A&M Records brought Spector back by signing him to a production deal in 1969. He produced John Lennon’s single “Instant Karma” and was then asked by Lennon and George Harrison to work on the Beatles’ album “Let It Be,” released in 1970.

Lennon collaborated with Spector on the “Imagine” album and three other solo releases. Harrison worked with him on the “All Things Must Pass” album and a live recording of “The Concert for Bangladesh,” the 1972 Grammy Award winner for album of the year.

Spector later produced albums for Dion, Leonard Cohen and the Ramones and two songs for Starsailor, a U.K. band. He was inducted into the Rock and Roll Hall of Fame in 1989.

Fatal Encounter

Clarkson met Spector in 2003 while working as a hostess at the House of Blues nightclub in Los Angeles. Hours later, they went to his house, where she was shot once in the mouth and died. He claimed the death was an accidental suicide.

Spector was tried for Clarkson’s death in 2007. The case ended in a mistrial because of a hung jury. He was tried again in 2009, found guilty of second-degree murder and personal use of a gun, and sentenced to19 years to life in prison.

During the legal proceedings, Spector met and married his third wife, Rachelle Short.
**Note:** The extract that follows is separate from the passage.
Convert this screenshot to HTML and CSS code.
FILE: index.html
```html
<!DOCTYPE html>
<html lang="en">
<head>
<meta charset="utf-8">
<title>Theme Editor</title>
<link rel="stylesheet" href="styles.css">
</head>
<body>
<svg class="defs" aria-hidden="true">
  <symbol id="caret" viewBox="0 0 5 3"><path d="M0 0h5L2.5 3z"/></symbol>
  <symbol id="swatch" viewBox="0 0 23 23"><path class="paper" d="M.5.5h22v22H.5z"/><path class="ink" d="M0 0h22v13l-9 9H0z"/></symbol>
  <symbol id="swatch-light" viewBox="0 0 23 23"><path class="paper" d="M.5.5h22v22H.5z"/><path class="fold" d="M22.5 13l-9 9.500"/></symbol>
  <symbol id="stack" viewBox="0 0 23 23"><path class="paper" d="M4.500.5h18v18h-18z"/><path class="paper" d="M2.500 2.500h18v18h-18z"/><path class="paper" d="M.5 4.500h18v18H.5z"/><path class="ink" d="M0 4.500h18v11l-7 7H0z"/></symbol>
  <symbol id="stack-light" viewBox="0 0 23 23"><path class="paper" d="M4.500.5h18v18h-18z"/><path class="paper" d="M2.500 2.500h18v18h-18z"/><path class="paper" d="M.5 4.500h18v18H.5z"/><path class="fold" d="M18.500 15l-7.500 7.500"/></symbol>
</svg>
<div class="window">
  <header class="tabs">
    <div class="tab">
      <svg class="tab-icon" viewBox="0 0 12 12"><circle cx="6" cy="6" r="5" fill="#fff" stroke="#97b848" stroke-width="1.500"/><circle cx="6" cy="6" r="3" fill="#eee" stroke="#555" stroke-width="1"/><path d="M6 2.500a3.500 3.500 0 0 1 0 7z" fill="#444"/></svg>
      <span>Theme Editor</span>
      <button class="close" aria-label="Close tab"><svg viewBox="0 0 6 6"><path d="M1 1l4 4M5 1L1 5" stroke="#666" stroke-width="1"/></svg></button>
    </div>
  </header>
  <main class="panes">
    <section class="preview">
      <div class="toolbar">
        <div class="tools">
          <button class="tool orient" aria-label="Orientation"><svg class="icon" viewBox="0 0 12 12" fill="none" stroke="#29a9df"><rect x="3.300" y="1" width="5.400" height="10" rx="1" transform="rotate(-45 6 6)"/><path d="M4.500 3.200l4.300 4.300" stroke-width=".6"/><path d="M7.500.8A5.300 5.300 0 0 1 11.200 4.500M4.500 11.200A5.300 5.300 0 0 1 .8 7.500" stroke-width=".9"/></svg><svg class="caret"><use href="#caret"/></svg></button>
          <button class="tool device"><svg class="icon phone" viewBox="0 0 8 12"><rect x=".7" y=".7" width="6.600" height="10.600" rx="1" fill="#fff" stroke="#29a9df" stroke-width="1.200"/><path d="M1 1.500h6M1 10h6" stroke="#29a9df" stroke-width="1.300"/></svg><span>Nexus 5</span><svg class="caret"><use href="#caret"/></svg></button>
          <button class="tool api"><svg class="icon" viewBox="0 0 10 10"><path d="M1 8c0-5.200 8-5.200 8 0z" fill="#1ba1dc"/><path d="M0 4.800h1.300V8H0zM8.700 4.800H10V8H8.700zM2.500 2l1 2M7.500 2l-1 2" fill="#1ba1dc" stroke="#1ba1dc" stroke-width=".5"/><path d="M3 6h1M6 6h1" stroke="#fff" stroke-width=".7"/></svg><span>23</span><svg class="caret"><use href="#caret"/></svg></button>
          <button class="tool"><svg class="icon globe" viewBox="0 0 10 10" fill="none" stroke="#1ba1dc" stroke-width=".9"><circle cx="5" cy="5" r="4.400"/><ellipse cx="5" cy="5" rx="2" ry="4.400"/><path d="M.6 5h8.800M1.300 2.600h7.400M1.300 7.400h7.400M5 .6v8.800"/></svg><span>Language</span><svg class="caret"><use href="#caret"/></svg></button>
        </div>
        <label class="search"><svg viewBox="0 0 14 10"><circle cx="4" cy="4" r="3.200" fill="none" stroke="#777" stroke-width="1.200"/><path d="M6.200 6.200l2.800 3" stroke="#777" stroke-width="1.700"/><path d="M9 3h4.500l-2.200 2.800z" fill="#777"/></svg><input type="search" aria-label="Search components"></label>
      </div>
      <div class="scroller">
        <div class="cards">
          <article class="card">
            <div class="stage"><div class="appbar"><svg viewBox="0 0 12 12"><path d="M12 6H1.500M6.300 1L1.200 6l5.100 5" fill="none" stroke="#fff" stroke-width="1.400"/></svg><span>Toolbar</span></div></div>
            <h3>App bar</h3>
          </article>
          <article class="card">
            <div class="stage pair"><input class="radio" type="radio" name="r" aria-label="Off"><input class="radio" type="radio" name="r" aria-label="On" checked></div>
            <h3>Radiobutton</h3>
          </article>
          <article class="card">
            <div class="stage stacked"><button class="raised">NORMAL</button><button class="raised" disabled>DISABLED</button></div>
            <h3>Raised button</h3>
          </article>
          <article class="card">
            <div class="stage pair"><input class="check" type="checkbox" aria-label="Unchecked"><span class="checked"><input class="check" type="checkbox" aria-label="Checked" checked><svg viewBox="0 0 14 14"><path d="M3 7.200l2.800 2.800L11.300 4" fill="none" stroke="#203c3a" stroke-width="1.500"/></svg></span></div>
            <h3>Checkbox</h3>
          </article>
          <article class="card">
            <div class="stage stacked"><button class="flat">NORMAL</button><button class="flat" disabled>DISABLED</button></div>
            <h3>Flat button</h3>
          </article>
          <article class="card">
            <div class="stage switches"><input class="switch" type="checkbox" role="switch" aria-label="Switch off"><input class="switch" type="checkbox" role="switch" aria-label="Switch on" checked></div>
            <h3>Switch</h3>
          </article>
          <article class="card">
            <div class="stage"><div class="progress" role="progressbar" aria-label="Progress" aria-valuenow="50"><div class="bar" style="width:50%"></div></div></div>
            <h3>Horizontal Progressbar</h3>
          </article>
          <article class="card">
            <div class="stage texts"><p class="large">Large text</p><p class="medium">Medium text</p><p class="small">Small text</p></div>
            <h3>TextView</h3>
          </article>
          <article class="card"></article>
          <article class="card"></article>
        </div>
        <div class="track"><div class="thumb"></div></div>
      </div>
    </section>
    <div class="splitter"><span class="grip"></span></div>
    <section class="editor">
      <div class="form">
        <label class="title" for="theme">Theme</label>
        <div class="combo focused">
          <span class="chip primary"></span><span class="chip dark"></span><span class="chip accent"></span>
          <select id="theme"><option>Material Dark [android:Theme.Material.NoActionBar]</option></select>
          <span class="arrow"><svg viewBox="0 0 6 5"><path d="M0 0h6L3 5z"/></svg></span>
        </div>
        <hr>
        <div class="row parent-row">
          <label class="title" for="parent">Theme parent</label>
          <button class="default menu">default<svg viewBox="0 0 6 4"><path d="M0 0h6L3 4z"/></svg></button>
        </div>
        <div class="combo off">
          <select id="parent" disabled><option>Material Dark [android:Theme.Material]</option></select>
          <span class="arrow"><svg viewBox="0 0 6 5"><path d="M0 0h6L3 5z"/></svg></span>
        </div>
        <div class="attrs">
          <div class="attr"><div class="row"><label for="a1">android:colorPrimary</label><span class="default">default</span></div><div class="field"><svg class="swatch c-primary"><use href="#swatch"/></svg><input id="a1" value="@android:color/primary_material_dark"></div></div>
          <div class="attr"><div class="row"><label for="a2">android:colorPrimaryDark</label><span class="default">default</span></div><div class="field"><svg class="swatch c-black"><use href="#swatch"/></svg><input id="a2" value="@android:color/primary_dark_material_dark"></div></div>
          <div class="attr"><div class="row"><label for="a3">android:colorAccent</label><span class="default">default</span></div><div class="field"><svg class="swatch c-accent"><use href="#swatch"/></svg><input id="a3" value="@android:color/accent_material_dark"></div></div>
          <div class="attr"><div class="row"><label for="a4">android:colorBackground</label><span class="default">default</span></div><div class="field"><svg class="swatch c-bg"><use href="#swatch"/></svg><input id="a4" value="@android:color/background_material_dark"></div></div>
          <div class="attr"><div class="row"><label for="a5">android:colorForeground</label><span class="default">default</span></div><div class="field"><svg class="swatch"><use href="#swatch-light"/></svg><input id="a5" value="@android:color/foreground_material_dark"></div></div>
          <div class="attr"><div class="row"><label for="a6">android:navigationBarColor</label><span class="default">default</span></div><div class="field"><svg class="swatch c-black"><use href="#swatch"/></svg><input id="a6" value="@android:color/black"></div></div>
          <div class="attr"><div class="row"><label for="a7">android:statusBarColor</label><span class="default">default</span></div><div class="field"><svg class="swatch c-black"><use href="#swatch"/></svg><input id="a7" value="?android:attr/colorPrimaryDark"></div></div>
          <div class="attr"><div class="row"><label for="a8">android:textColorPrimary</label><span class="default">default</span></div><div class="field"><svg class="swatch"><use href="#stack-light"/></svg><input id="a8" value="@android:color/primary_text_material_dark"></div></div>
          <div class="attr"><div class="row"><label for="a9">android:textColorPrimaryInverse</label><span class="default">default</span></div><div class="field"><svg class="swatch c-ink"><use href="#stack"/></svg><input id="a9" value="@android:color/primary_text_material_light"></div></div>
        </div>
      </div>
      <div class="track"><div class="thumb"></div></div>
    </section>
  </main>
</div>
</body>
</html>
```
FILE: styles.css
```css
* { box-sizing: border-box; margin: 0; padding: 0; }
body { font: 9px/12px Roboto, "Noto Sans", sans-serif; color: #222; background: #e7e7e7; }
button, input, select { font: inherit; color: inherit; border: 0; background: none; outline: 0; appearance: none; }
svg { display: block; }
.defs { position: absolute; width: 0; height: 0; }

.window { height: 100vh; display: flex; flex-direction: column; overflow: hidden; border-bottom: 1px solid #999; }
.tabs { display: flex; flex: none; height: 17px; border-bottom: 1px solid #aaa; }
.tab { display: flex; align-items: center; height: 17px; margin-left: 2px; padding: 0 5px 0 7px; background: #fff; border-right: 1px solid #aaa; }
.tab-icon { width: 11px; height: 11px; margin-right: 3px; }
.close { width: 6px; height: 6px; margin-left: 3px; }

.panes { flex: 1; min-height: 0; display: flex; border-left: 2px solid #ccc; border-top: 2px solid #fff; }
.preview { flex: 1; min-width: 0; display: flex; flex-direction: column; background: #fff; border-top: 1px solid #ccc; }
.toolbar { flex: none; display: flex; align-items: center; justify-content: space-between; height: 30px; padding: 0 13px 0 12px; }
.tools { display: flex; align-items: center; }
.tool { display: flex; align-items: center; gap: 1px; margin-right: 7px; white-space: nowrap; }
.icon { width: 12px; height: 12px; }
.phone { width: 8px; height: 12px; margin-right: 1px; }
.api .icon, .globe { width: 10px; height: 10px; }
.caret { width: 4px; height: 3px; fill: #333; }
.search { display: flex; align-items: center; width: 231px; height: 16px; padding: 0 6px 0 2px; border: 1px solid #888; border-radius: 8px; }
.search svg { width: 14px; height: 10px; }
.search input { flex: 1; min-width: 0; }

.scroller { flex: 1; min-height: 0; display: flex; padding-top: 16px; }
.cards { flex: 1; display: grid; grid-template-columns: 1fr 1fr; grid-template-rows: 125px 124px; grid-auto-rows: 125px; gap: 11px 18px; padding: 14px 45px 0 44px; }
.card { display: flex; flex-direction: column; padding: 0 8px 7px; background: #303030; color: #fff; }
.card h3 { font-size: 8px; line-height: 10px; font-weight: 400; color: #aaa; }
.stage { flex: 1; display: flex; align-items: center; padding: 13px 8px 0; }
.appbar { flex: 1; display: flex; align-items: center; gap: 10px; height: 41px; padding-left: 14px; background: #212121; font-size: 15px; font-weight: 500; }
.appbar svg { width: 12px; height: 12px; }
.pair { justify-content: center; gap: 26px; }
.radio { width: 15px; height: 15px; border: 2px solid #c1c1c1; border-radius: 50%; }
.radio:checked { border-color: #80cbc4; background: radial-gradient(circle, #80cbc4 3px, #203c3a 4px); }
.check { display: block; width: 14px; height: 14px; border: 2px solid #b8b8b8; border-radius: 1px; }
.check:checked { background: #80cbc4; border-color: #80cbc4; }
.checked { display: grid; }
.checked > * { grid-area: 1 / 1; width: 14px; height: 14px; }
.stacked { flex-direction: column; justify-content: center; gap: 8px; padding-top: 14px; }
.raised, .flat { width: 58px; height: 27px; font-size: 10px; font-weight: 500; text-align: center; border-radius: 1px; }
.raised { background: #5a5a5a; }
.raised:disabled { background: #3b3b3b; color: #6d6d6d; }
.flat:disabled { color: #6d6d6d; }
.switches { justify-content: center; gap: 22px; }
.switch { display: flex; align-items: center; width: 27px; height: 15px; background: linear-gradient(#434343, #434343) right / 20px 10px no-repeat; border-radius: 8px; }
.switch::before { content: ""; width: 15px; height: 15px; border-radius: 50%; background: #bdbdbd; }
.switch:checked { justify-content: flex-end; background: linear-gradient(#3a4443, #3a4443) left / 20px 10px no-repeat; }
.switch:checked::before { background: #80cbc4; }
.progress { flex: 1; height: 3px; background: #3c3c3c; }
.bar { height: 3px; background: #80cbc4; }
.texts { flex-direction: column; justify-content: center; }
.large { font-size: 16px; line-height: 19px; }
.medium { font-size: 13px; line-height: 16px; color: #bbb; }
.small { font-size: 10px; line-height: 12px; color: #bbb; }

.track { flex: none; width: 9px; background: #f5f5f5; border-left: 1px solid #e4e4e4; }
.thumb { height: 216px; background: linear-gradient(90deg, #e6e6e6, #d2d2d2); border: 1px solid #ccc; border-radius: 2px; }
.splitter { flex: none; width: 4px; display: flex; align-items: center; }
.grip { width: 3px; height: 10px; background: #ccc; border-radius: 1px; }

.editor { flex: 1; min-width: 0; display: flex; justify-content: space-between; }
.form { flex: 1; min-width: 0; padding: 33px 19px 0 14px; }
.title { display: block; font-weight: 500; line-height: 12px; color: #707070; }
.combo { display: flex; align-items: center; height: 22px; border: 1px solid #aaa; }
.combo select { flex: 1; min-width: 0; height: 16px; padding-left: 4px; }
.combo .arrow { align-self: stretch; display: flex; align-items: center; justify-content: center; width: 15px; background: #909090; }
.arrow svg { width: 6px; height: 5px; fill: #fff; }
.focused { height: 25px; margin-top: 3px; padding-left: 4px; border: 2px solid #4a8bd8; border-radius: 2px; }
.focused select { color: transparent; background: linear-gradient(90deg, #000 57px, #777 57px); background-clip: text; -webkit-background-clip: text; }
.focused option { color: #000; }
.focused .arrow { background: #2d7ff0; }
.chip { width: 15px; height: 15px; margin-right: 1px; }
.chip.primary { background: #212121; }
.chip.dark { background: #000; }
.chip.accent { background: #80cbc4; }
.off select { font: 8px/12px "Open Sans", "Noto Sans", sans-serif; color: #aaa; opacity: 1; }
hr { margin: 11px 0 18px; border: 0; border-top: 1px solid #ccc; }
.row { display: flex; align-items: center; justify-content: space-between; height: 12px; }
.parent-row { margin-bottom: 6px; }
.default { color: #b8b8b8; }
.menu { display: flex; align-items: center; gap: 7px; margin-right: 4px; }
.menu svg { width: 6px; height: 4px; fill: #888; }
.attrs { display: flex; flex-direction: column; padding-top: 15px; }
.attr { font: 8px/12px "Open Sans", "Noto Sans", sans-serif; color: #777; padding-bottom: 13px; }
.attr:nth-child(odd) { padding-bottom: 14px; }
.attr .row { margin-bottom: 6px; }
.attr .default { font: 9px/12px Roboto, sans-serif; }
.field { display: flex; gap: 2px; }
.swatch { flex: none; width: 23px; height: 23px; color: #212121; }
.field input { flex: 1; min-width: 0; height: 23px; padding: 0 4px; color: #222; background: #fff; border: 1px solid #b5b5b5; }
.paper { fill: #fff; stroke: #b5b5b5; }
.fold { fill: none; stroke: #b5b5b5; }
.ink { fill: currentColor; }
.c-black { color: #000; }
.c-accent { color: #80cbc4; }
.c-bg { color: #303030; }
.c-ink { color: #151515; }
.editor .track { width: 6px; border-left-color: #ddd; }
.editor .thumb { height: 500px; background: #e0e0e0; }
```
She was an aspiring singer who was 40 years his junior.

Barricades Wife

Spector’s first wife was Annette Merar, a high-school classmate who sang with a pre-Philles vocal group called the Spector’s Trio. They wed in 1963 and divorced two years later.

While married to Merar, he had an affair with the Ronettes’ lead singer, Veronica Bennett. The couple married in 1968, and she became Ronnie Spector. Her husband ended her musical career and barred her from leaving their home, among other abuses.

Ronnie Spector left him in 1972 after breaking through a sliding glass door, and the couple divorced in 1974. They had three adopted boys, Donte and twins Louis and Gary.

Spector and a girlfriend, Janis Zavala, had twins in 1982. Their son, Phillip Jr., died of leukemia when he was nine. The other twin was a daughter, Nicole.